Corporate Autopilot, Breadsticks Beat the Wine List
Multiple Henderson Locations · Henderson · Italian · Visit Website ↗
Reviewed June 24, 2026
Wingman Metrics
The wine list here is a laminated afterthought tucked behind the pasta specials. It exists to say it exists — a tight roster of familiar names designed to move bottles without requiring anyone to think too hard, staff or customer alike.
Twenty-odd bottles covering California and Italy, and 'covering' is generous — it's more of a light dusting. You've got Ruffino holding down the Italian side with the Chianti Classico and Moscato d'Asti, Santa Margherita flying the Pinot Grigio flag, and a California contingent of crowd-pleasing reds and whites that could double as grocery store endcap displays. There are no surprises here, no regional deep cuts, no small producers — just the brands that booked the most rep lunches. If you came hoping to find something interesting, the breadsticks will console you.
Eight to twelve pours on any given visit, priced $7–$11, which sounds reasonable until you realize these are corporate-portioned four-ounce pours of wines retailing for $10–$15 a bottle. The list rotates exactly never — what's on today was on six months ago and will be on six months from now.
Ruffino Chianti Classico — $32
If you're drinking wine here, lean into the Italian theme and grab the Chianti Classico by the bottle. It's the most food-appropriate thing on the list and at least has the Sangiovese structure to cut through a plate of Chicken Alfredo without completely disappearing.
Ruffino Moscato d'Asti
Nobody orders this and everybody should — it's low-alcohol, slightly fizzy, and genuinely good with dessert. At a table full of people who ordered Tour of Italy and need something fun to close out the meal, this is the right call and costs almost nothing.
Santa Margherita Pinot Grigio
At $40–$45 a bottle, Santa Margherita is a 3–4x markup on a wine you can find at every supermarket in Henderson for $12. It's the most recognizable name on the list, which is exactly why they charge what they charge. Don't reward the laziness.

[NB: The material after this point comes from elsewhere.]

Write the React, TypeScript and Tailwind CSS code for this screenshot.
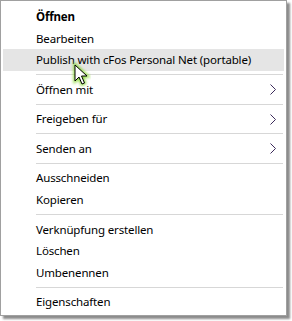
import React from "react";

type Item =
    | { type: "item"; label: string; bold?: boolean; sub?: boolean; hover?: boolean }
    | { type: "sep" };

const items: Item[] = [
    { type: "item", label: "Öffnen", bold: true },
    { type: "item", label: "Bearbeiten" },
    { type: "item", label: "Publish with cFos Personal Net (portable)", hover: true },
    { type: "sep" },
    { type: "item", label: "Öffnen mit", sub: true },
    { type: "sep" },
    { type: "item", label: "Freigeben für", sub: true },
    { type: "sep" },
    { type: "item", label: "Senden an", sub: true },
    { type: "sep" },
    { type: "item", label: "Ausschneiden" },
    { type: "item", label: "Kopieren" },
    { type: "sep" },
    { type: "item", label: "Verknüpfung erstellen" },
    { type: "item", label: "Löschen" },
    { type: "item", label: "Umbenennen" },
    { type: "sep" },
    { type: "item", label: "Eigenschaften" },
];

function Chevron() {
    return (
        <svg width="6" height="11" viewBox="0 0 6 11" className="shrink-0">
            <polyline points="0.5,0.5 5.5,5.5 0.5,10.5" fill="none" stroke="#3b2a5a" strokeWidth="1" />
        </svg>
    );
}

function Cursor() {
    return (
        <svg
            width="22"
            height="28"
            viewBox="0 0 22 28"
            className="absolute left-[69px] top-[60px] pointer-events-none"
        >
            <defs>
                <filter id="glow" x="-50%" y="-50%" width="200%" height="200%">
                    <feGaussianBlur stdDeviation="1.6" />
                </filter>
            </defs>
            {/* green glow */}
            <path
                d="M6 5 L6 21 L10 17 L13 24 L15.5 23 L12.5 16 L18 16 Z"
                fill="#7ed321"
                stroke="#7ed321"
                strokeWidth="3"
                filter="url(#glow)"
                opacity="0.9"
            />
            <path
                d="M6 5 L6 21 L10 17 L13 24 L15.5 23 L12.5 16 L18 16 Z"
                fill="#ffffff"
                stroke="#000000"
                strokeWidth="1"
            />
        </svg>
    );
}

export default function App() {
    return (
        <div className="w-[292px] h-[321px] bg-white relative" style={{ fontFamily: '"Noto Sans", "Open Sans", sans-serif' }}>
            <div className="w-[287px] h-[316px] border border-[#a0a0a0] bg-white shadow-[3px_3px_2px_rgba(0,0,0,0.45)] px-[2px] pt-[5px] pb-[2px] flex flex-col">
                {items.map((it, i) =>
                    it.type === "sep" ? (
                        <div key={i} className="h-[8px] flex items-center pl-[33px] pr-[1px]">
                            <div className="h-px w-full bg-[#d7d7d7]" />
                        </div>
                    ) : (
                        <div
                            key={i}
                            className={`h-[22px] flex items-center pl-[33px] pr-[8px] text-[11.5px] tracking-[-0.15px] text-black leading-none ${
                                it.hover ? "bg-[#e5e5e5]" : ""
                            } ${it.bold ? "font-bold" : ""}`}
                        >
                            <span className="flex-1 whitespace-nowrap">{it.label}</span>
                            {it.sub && <Chevron />}
                        </div>
                    )
                )}
            </div>
            <Cursor />
        </div>
    );
}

Ruffino Chianti Classico + Tour of Italy
The Tour of Italy sampler hits lasagna, chicken parmigiana, and fettuccine alfredo all at once — a lot of tomato, a lot of fat, a lot of cheese. Chianti Classico's acidity and earthy cherry fruit are basically built for this kind of Italian-American abundance. It won't transform the meal, but it'll hold its own.
❌ The Bottom Line
Olive Garden's wine program is a corporate checkbox, not a destination — the markup is real, the selection is frozen in time, and no one on staff will steer you anywhere interesting. Order the Chianti, enjoy the unlimited breadsticks, and save the serious drinking for somewhere else.